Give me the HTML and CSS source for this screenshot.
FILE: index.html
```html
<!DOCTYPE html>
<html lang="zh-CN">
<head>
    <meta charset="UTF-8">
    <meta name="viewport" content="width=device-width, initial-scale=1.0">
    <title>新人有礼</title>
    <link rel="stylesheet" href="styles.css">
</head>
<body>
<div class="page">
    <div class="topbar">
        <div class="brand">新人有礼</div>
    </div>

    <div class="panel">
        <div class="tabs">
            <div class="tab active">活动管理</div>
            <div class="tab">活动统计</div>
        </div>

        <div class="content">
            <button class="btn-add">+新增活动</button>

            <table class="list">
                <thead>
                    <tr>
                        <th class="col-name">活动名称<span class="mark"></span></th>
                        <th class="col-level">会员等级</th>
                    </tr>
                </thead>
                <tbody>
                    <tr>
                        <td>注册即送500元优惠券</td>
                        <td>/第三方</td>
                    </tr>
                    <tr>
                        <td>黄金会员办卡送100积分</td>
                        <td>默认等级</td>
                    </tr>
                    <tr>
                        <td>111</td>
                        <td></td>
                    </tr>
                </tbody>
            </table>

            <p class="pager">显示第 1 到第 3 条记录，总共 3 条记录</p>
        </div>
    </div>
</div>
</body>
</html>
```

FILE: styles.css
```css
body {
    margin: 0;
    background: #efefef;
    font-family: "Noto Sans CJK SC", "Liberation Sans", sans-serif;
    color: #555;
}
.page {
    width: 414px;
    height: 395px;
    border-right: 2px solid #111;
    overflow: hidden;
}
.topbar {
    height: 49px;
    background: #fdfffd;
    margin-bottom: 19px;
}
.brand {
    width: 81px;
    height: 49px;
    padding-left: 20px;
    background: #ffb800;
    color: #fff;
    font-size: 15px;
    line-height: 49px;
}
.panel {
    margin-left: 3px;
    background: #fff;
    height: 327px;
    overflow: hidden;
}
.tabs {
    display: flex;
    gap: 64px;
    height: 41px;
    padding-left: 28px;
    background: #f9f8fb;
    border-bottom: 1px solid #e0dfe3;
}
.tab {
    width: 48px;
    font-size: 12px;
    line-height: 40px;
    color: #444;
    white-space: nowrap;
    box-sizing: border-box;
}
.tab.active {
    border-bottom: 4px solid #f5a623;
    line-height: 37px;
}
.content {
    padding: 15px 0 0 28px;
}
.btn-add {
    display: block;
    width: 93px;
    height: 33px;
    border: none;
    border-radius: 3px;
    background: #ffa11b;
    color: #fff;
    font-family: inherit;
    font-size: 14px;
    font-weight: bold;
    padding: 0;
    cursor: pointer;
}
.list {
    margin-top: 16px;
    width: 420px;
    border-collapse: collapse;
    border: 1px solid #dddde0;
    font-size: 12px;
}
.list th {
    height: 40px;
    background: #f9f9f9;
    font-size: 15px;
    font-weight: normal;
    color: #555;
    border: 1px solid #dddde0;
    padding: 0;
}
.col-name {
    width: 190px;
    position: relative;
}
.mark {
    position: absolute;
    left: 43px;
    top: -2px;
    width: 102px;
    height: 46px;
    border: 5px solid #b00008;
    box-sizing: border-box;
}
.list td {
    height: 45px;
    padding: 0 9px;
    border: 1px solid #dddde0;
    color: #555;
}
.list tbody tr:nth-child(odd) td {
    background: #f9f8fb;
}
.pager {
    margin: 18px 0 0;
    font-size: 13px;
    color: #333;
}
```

☆ ☆ ☆ ☆ ☆

- [DESCRIPTION OF THE TASK]: Faithfully transcribe the whole of the data.

- [TASK OUTPUT]:
Give me the HTML and CSS source for this screenshot.
FILE: index.html
```html
<!DOCTYPE html>
<html lang="zh-CN">
<head>
    <meta charset="UTF-8">
    <meta name="viewport" content="width=device-width, initial-scale=1.0">
    <title>新人有礼</title>
    <link rel="stylesheet" href="styles.css">
</head>
<body>
<div class="page">
    <div class="topbar">
        <div class="brand">新人有礼</div>
    </div>

    <div class="panel">
        <div class="tabs">
            <div class="tab active">活动管理</div>
            <div class="tab">活动统计</div>
        </div>

        <div class="content">
            <button class="btn-add">+新增活动</button>

            <table class="list">
                <thead>
                    <tr>
                        <th class="col-name">活动名称<span class="mark"></span></th>
                        <th class="col-level">会员等级</th>
                    </tr>
                </thead>
                <tbody>
                    <tr>
                        <td>注册即送500元优惠券</td>
                        <td>/第三方</td>
                    </tr>
                    <tr>
                        <td>黄金会员办卡送100积分</td>
                        <td>默认等级</td>
                    </tr>
                    <tr>
                        <td>111</td>
                        <td></td>
                    </tr>
                </tbody>
            </table>

            <p class="pager">显示第 1 到第 3 条记录，总共 3 条记录</p>
        </div>
    </div>
</div>
</body>
</html>
```

FILE: styles.css
```css
body {
    margin: 0;
    background: #efefef;
    font-family: "Noto Sans CJK SC", "Liberation Sans", sans-serif;
    color: #555;
}
.page {
    width: 414px;
    height: 395px;
    border-right: 2px solid #111;
    overflow: hidden;
}
.topbar {
    height: 49px;
    background: #fdfffd;
    margin-bottom: 19px;
}
.brand {
    width: 81px;
    height: 49px;
    padding-left: 20px;
    background: #ffb800;
    color: #fff;
    font-size: 15px;
    line-height: 49px;
}
.panel {
    margin-left: 3px;
    background: #fff;
    height: 327px;
    overflow: hidden;
}
.tabs {
    display: flex;
    gap: 64px;
    height: 41px;
    padding-left: 28px;
    background: #f9f8fb;
    border-bottom: 1px solid #e0dfe3;
}
.tab {
    width: 48px;
    font-size: 12px;
    line-height: 40px;
    color: #444;
    white-space: nowrap;
    box-sizing: border-box;
}
.tab.active {
    border-bottom: 4px solid #f5a623;
    line-height: 37px;
}
.content {
    padding: 15px 0 0 28px;
}
.btn-add {
    display: block;
    width: 93px;
    height: 33px;
    border: none;
    border-radius: 3px;
    background: #ffa11b;
    color: #fff;
    font-family: inherit;
    font-size: 14px;
    font-weight: bold;
    padding: 0;
    cursor: pointer;
}
.list {
    margin-top: 16px;
    width: 420px;
    border-collapse: collapse;
    border: 1px solid #dddde0;
    font-size: 12px;
}
.list th {
    height: 40px;
    background: #f9f9f9;
    font-size: 15px;
    font-weight: normal;
    color: #555;
    border: 1px solid #dddde0;
    padding: 0;
}
.col-name {
    width: 190px;
    position: relative;
}
.mark {
    position: absolute;
    left: 43px;
    top: -2px;
    width: 102px;
    height: 46px;
    border: 5px solid #b00008;
    box-sizing: border-box;
}
.list td {
    height: 45px;
    padding: 0 9px;
    border: 1px solid #dddde0;
    color: #555;
}
.list tbody tr:nth-child(odd) td {
    background: #f9f8fb;
}
.pager {
    margin: 18px 0 0;
    font-size: 13px;
    color: #333;
}
```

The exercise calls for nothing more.